**TASK BRIEF:** In the entries below, identify every line with the string "TypeScript" and copy it.

**RECORDS SHOWN:**
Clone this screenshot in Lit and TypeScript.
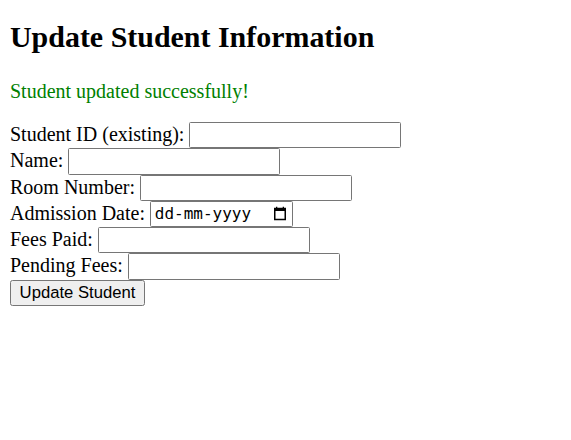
---
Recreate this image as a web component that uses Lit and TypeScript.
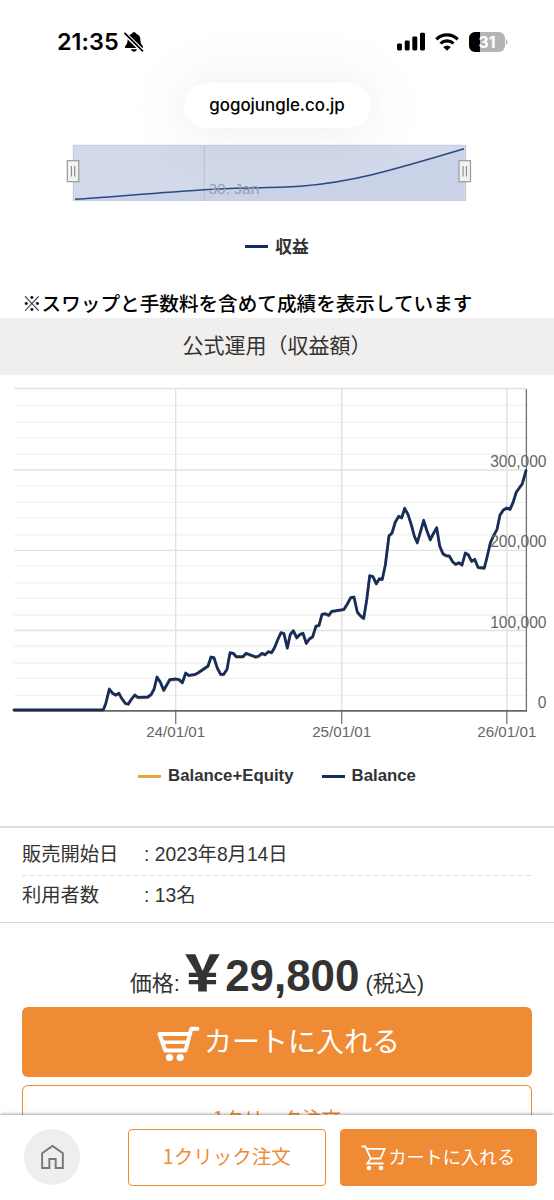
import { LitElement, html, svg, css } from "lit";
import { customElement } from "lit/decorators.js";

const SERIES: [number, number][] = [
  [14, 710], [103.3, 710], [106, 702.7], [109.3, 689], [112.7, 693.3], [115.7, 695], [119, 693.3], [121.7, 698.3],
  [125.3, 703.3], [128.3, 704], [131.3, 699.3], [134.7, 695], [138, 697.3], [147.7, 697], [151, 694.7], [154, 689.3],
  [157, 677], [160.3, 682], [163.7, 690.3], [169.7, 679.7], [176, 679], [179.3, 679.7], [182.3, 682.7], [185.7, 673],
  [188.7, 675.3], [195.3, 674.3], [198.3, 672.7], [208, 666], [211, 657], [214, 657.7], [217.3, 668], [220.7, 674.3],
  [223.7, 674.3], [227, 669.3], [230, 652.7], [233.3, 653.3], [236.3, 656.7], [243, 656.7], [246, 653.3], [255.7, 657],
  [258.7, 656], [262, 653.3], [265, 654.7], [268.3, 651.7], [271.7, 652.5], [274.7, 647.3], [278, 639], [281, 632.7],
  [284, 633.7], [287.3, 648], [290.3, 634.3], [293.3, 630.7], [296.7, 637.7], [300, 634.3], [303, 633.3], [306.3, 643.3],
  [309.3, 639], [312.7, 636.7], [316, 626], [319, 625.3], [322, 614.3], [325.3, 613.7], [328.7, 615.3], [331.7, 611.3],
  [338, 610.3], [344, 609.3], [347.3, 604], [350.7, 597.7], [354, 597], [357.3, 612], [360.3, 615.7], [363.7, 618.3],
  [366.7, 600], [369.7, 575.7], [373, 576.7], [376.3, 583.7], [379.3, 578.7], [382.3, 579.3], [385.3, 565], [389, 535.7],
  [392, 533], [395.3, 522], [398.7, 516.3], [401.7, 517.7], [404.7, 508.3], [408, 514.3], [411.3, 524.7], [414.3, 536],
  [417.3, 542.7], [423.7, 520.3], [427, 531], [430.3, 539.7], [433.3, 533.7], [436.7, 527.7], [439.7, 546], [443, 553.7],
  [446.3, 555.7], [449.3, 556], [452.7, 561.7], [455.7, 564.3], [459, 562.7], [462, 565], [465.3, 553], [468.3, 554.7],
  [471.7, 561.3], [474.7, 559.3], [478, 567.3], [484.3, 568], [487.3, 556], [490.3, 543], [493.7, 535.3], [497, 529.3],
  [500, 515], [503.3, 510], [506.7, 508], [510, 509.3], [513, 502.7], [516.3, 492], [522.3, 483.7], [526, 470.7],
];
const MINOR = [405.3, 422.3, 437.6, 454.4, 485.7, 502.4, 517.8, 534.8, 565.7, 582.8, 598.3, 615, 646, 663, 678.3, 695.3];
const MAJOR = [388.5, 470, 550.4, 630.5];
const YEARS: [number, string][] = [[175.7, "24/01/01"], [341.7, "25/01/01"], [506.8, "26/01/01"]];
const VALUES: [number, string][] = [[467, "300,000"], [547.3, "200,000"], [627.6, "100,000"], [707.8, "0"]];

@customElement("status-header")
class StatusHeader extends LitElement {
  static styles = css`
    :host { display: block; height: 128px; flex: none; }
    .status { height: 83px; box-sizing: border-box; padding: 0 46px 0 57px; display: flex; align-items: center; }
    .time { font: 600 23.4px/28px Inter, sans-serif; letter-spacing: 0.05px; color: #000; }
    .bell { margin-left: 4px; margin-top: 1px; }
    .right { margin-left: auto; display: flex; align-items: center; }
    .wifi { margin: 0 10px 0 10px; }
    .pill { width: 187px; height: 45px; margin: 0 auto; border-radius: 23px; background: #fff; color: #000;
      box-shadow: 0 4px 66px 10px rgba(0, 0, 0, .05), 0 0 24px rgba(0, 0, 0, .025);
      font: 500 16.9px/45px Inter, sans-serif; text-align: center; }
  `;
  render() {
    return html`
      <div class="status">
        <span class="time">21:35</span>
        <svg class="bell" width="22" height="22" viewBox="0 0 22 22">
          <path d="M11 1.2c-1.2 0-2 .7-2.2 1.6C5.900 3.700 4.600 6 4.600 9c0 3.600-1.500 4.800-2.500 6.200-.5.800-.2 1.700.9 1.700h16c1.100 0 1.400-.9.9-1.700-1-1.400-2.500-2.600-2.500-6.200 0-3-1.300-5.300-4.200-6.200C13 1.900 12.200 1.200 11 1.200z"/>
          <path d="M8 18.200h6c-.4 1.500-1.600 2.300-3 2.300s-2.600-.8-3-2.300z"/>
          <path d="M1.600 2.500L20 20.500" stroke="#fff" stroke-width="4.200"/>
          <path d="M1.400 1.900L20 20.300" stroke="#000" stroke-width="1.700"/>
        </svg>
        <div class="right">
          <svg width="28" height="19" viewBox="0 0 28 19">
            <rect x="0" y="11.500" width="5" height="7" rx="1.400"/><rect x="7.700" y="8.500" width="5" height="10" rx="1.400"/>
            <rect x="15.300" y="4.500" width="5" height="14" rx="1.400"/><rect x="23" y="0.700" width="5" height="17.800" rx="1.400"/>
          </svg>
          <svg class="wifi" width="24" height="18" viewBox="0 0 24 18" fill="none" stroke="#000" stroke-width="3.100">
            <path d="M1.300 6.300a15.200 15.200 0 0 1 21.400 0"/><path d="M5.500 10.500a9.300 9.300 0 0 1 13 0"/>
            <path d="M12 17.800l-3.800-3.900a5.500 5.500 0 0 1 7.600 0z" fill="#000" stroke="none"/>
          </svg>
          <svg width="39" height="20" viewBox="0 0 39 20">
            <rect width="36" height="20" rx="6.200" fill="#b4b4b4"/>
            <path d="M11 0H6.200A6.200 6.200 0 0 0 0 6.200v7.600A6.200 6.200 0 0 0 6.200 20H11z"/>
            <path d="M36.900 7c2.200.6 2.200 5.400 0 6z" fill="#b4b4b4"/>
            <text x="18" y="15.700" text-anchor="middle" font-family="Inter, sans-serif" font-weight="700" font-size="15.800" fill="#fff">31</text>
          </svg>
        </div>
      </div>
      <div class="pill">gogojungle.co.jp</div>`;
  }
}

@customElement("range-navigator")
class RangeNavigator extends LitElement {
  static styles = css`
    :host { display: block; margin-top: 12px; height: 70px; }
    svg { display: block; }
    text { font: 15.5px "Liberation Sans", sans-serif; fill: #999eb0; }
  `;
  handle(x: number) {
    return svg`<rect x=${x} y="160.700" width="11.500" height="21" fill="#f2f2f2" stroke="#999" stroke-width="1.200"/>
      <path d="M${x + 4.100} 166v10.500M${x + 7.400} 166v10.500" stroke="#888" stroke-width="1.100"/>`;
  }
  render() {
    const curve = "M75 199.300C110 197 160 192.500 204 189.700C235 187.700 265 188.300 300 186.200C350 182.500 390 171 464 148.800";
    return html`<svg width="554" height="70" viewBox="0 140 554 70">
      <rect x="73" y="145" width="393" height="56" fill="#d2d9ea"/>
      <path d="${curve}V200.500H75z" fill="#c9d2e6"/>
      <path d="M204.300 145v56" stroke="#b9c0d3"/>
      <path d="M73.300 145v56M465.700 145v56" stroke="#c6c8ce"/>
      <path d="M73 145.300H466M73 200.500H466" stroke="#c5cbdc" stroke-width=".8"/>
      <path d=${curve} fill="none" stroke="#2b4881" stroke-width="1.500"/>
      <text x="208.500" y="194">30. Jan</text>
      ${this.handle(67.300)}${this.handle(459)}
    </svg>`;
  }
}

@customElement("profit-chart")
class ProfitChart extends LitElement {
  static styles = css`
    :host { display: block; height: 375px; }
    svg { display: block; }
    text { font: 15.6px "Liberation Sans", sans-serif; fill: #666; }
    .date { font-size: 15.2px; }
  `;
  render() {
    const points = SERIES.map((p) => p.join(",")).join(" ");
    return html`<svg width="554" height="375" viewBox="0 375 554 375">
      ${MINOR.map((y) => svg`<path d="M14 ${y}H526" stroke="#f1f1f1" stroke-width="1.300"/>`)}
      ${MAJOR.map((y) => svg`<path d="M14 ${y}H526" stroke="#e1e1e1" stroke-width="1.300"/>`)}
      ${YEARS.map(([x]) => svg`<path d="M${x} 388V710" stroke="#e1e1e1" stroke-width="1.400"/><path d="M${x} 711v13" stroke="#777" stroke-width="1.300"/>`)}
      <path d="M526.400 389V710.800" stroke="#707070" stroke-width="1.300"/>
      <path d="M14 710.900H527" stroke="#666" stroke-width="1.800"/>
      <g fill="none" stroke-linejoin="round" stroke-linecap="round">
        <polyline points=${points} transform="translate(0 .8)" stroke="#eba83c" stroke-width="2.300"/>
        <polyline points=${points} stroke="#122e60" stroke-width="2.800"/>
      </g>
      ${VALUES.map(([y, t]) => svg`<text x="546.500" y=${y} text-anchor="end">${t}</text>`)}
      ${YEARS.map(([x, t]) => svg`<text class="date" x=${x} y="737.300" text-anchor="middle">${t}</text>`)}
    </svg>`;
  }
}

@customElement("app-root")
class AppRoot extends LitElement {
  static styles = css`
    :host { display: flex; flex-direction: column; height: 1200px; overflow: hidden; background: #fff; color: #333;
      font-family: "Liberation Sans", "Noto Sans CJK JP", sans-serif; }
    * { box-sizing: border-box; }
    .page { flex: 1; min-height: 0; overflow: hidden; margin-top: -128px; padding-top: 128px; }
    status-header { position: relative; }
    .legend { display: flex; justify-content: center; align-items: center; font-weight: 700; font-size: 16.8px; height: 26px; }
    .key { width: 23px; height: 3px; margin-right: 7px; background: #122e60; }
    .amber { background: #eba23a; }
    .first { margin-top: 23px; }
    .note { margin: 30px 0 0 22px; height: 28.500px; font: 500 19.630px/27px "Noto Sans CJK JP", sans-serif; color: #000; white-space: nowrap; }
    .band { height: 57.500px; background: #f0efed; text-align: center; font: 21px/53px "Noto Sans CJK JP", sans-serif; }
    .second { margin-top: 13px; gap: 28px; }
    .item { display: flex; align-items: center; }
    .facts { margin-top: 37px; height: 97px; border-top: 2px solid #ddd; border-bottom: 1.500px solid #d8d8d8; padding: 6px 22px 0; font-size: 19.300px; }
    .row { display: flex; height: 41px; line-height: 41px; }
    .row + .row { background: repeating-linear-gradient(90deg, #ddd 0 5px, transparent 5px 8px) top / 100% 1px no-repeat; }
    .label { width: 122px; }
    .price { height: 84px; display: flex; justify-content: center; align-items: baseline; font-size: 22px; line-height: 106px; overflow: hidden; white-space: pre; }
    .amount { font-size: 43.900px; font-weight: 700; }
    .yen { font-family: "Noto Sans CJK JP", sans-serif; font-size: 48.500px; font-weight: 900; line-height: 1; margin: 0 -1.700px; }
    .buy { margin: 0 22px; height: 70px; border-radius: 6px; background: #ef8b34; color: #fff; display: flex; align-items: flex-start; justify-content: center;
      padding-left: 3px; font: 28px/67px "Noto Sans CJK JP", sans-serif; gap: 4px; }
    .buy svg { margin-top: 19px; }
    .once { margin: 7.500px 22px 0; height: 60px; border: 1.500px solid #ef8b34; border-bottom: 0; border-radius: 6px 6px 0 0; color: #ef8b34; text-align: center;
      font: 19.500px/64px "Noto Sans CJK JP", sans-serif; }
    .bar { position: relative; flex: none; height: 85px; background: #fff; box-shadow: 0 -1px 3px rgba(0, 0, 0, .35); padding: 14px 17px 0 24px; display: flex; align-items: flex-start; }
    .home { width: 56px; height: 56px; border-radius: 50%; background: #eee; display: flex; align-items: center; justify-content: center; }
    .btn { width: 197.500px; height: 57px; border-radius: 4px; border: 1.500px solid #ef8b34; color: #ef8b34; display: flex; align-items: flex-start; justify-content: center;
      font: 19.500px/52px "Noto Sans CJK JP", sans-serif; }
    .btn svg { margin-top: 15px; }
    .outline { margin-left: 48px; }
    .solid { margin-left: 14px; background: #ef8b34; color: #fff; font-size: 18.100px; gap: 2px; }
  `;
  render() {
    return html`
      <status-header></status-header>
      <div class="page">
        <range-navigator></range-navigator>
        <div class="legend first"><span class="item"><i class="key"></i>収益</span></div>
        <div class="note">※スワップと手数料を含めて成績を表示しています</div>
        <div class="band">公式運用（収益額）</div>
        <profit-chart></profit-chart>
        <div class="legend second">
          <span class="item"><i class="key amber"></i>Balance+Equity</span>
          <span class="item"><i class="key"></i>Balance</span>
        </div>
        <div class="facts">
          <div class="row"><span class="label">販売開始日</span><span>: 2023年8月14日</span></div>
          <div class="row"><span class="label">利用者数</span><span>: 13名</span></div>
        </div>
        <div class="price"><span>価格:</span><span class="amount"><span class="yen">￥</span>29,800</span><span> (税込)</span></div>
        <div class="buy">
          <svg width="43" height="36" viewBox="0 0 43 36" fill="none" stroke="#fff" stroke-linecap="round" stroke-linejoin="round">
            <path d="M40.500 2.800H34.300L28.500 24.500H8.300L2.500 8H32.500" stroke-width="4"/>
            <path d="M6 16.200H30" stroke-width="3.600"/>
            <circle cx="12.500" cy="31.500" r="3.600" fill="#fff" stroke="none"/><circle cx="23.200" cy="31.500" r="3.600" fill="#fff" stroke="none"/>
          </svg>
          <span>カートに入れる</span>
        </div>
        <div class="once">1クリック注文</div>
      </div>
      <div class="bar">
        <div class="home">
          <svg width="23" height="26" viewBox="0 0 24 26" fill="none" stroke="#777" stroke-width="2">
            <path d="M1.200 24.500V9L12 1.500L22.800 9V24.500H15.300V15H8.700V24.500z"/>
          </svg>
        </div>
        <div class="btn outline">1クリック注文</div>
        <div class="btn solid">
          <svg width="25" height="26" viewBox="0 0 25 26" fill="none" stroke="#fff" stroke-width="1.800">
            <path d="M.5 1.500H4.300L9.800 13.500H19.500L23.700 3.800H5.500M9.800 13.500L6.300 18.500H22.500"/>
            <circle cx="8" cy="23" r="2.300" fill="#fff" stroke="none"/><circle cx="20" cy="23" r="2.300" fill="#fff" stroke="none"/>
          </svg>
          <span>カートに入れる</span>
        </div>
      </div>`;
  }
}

**SOLUTION BELOW:**
Clone this screenshot in Lit and TypeScript.
Recreate this image as a web component that uses Lit and TypeScript.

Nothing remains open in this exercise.